According to a reputable data engineer survey conducted recently, 98% of scrapers break - 51% report it happens monthly or more frequently as eCommerce scraping scales. This is because websites change structure frequently and a large proxy pool is required to scrape at scale. Scraping becomes hard to scale as websites continually update Bot protection, hence businesses spend a lot of CAPEX, time and human resource building on-prem solutions.

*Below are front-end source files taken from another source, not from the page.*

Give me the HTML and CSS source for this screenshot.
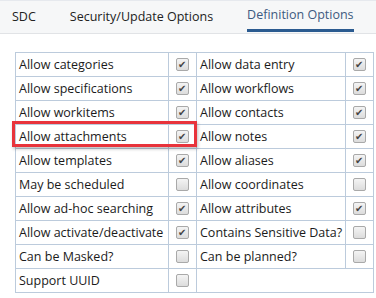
FILE: index.html
```html
<!DOCTYPE html>
<html lang="en">
<head>
    <meta charset="UTF-8">
    <title>Definition Options</title>
    <link rel="stylesheet" href="styles.css">
</head>
<body>

<div class="tabs">
    <div class="tab">SDC</div>
    <div class="tab">Security/Update Options</div>
    <div class="tab active">Definition Options</div>
</div>

<div class="content">
    <table class="options">
        <tr>
            <td class="label">Allow categories</td><td class="check"><span class="box on"></span></td>
            <td class="label">Allow data entry</td><td class="check"><span class="box on"></span></td>
        </tr>
        <tr>
            <td class="label">Allow specifications</td><td class="check"><span class="box on"></span></td>
            <td class="label">Allow workflows</td><td class="check"><span class="box on"></span></td>
        </tr>
        <tr>
            <td class="label">Allow workitems</td><td class="check"><span class="box on"></span></td>
            <td class="label">Allow contacts</td><td class="check"><span class="box on"></span></td>
        </tr>
        <tr>
            <td class="label">Allow attachments</td><td class="check"><span class="box on"></span></td>
            <td class="label">Allow notes</td><td class="check"><span class="box on"></span></td>
        </tr>
        <tr>
            <td class="label">Allow templates</td><td class="check"><span class="box on"></span></td>
            <td class="label">Allow aliases</td><td class="check"><span class="box on"></span></td>
        </tr>
        <tr>
            <td class="label">May be scheduled</td><td class="check"><span class="box"></span></td>
            <td class="label">Allow coordinates</td><td class="check"><span class="box"></span></td>
        </tr>
        <tr>
            <td class="label">Allow ad-hoc searching</td><td class="check"><span class="box on"></span></td>
            <td class="label">Allow attributes</td><td class="check"><span class="box on"></span></td>
        </tr>
        <tr>
            <td class="label">Allow activate/deactivate</td><td class="check"><span class="box on"></span></td>
            <td class="label">Contains Sensitive Data?</td><td class="check"><span class="box"></span></td>
        </tr>
        <tr>
            <td class="label">Can be Masked?</td><td class="check"><span class="box"></span></td>
            <td class="label">Can be planned?</td><td class="check"><span class="box"></span></td>
        </tr>
        <tr>
            <td class="label">Support UUID</td><td class="check"><span class="box"></span></td>
            <td class="empty" colspan="2"></td>
        </tr>
    </table>
    <!-- 注目枠 -->
    <div class="highlight"></div>
</div>

</body>
</html>
```

FILE: styles.css
```css
body {
    margin: 0;
    font-family: "Open Sans", "Noto Sans", sans-serif;
    font-size: 12.5px;
    color: #1b1b1b;
    background-color: #fff;
}

/* タブ */
.tabs {
    display: flex;
    height: 32px;
    background-color: #f6f7f8;
    border-top: 1px solid #e6e9ee;
    border-bottom: 1px solid #e1e3e6;
    padding-left: 12px;
    gap: 34px;
}
.tab {
    line-height: 31px;
    color: #222;
    position: relative;
}
.tab.active {
    color: #3d5a80;
    line-height: 28px;
}
.tab.active::after {
    content: "";
    position: absolute;
    left: 0;
    right: 0;
    top: 28px;
    height: 3px;
    background-color: #2b5b90;
}

.content {
    position: relative;
    padding: 18px 0 0 15px;
}

/* 設定テーブル */
.options {
    border-collapse: collapse;
    width: 357px;
    table-layout: fixed;
}
.options td {
    border: 1px solid #bccbdc;
    height: 23px;
    line-height: 16px;
    padding: 0;
}
.options td.label {
    padding-left: 3px;
    white-space: nowrap;
}
.options tr td:nth-child(1) { width: 149px; }
.options tr td:nth-child(2) { width: 27px; }
.options tr td:nth-child(3) { width: 145px; }
.options tr td:nth-child(4) { width: 27px; }
.options td.check {
    text-align: center;
    vertical-align: middle;
}

.box {
    display: inline-block;
    width: 11px;
    height: 11px;
    margin-bottom: 2px;
    border: 1px solid #a9a9a9;
    border-radius: 2px;
    background: linear-gradient(#f4f4f4, #dcdcdc);
    position: relative;
    vertical-align: middle;
}
.box.on::after {
    content: "\2714";
    position: absolute;
    left: 1px;
    top: -2px;
    font-size: 10px;
    color: #444;
    font-family: "DejaVu Sans", sans-serif;
}

.highlight {
    position: absolute;
    left: 12px;
    top: 87px;
    width: 179px;
    height: 20px;
    border: 3px solid #e8333b;
    box-shadow: 1px 2px 3px rgba(0,0,0,0.25);
}
```
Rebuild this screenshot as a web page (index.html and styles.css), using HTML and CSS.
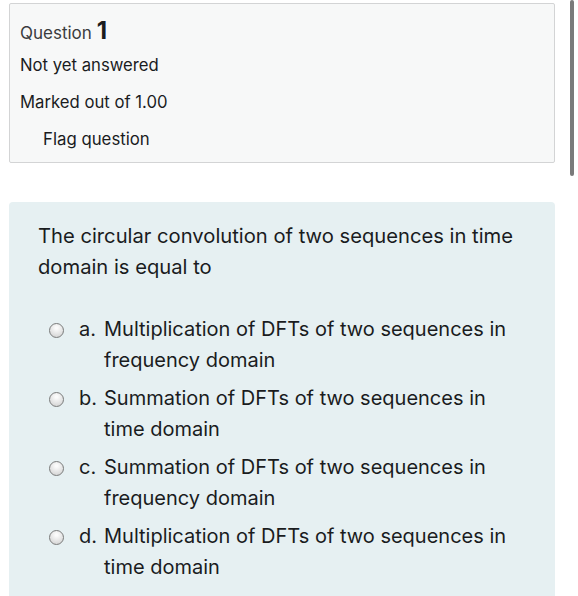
FILE: index.html
```html
<!DOCTYPE html>
<html>
<head>
<meta charset="utf-8">
<link rel="stylesheet" href="styles.css">
</head>
<body>
<div class="page">
  <div class="info">
    <div class="qno">Question <span class="num">1</span></div>
    <div class="state">Not yet answered</div>
    <div class="grade">Marked out of 1.00</div>
    <div class="flag">Flag question</div>
  </div>
  <div class="content">
    <div class="qtext">The circular convolution of two sequences in time domain is equal to</div>
    <div class="answers">
      <div class="opt"><span class="radio"></span><span class="lbl">a.</span><span class="txt">Multiplication of DFTs of two sequences in frequency domain</span></div>
      <div class="opt"><span class="radio"></span><span class="lbl">b.</span><span class="txt">Summation of DFTs of two sequences in time domain</span></div>
      <div class="opt"><span class="radio"></span><span class="lbl">c.</span><span class="txt">Summation of DFTs of two sequences in frequency domain</span></div>
      <div class="opt"><span class="radio"></span><span class="lbl">d.</span><span class="txt">Multiplication of DFTs of two sequences in time domain</span></div>
    </div>
  </div>
</div>
<div class="scrollbar"></div>
</body>
</html>
```
FILE: styles.css
```css
html, body { margin: 0; padding: 0; background: #fff; }
body { font-family: Inter, "Noto Sans", sans-serif; color: #1a1c1e; width: 578px; height: 596px; overflow: hidden; position: relative; }
.page { padding: 3px 23px 0 9px; }
.info { background: #f7f8f8; border: 1px solid #d3d4d5; border-radius: 2px; padding: 11px 10px 4px 10px; }
.qno { font-size: 17px; color: #3a3c3e; height: 32px; line-height: 32px; }
.qno .num { font-size: 24px; font-weight: 700; color: #1a1c1e; }
.state, .grade { font-size: 16.7px; line-height: 37px; }
.flag { font-size: 16.8px; line-height: 37px; padding-left: 23px; }
.content { margin-top: 39px; background: #e6f0f2; border-radius: 4px; padding: 18px 30px 40px 29px; }
.qtext { font-size: 20.2px; line-height: 31px; }
.answers { margin-top: 32px; padding-left: 11px; }
.opt { display: flex; font-size: 20px; line-height: 31px; margin-bottom: 7px; }
.radio { flex: none; width: 13px; height: 13px; border-radius: 50%; border: 1px solid #7a7b7b; background: radial-gradient(circle at 50% 30%, #fbfbfb 10%, #d2d2d2 90%); margin-top: 9px; margin-right: 15px; }
.lbl { flex: none; width: 25px; }
.txt { flex: 1; }
.scrollbar { position: absolute; left: 570px; top: 0; width: 4px; height: 176px; background: #7a7a7a; border-radius: 2px; }
```
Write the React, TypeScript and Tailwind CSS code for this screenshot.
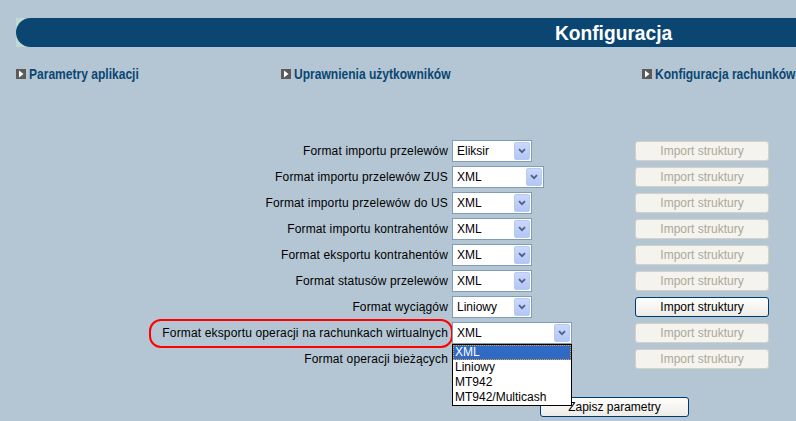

It has become expedient for businesses to leverage cloud-based data-as-a-service solutions using pre-built data extractors. This eliminates time wasters, embracing a Pay-As-You model, with fully automated processes and ready made solutions (pre-built) Cloud Infrastructure. This also includes large pool of rotating proxies and fully managed and maintained scrapers
How is this possible? Let’s dive in:
We will discuss 3 Key Strategies to scale and optimize your web scraping:
1. Define how many proxies you will need: A formula for this is; Number of proxies= number of access requests/crawl rate. Access rate depends on the frequency at which a scraper is crawling a website e.g. every minute/hour/day. A crawl rate is limited by the request/user/time period that is allowed by the target website (most websites only allow a limited number of requests within a minute before blocking that IP)
2. Define where those proxies should be located: A regionally based website will only expect traffic from its country so will block large traffic from elsewhere. Hence use relevant regional based IP’s
3. Understand the type of the proxies required(data centre or residential). Since residential and mobile IPs are most likely to be legitimate users, these are the most coveted IPs by web scrapers. However, they are harder to acquire and are usually slower.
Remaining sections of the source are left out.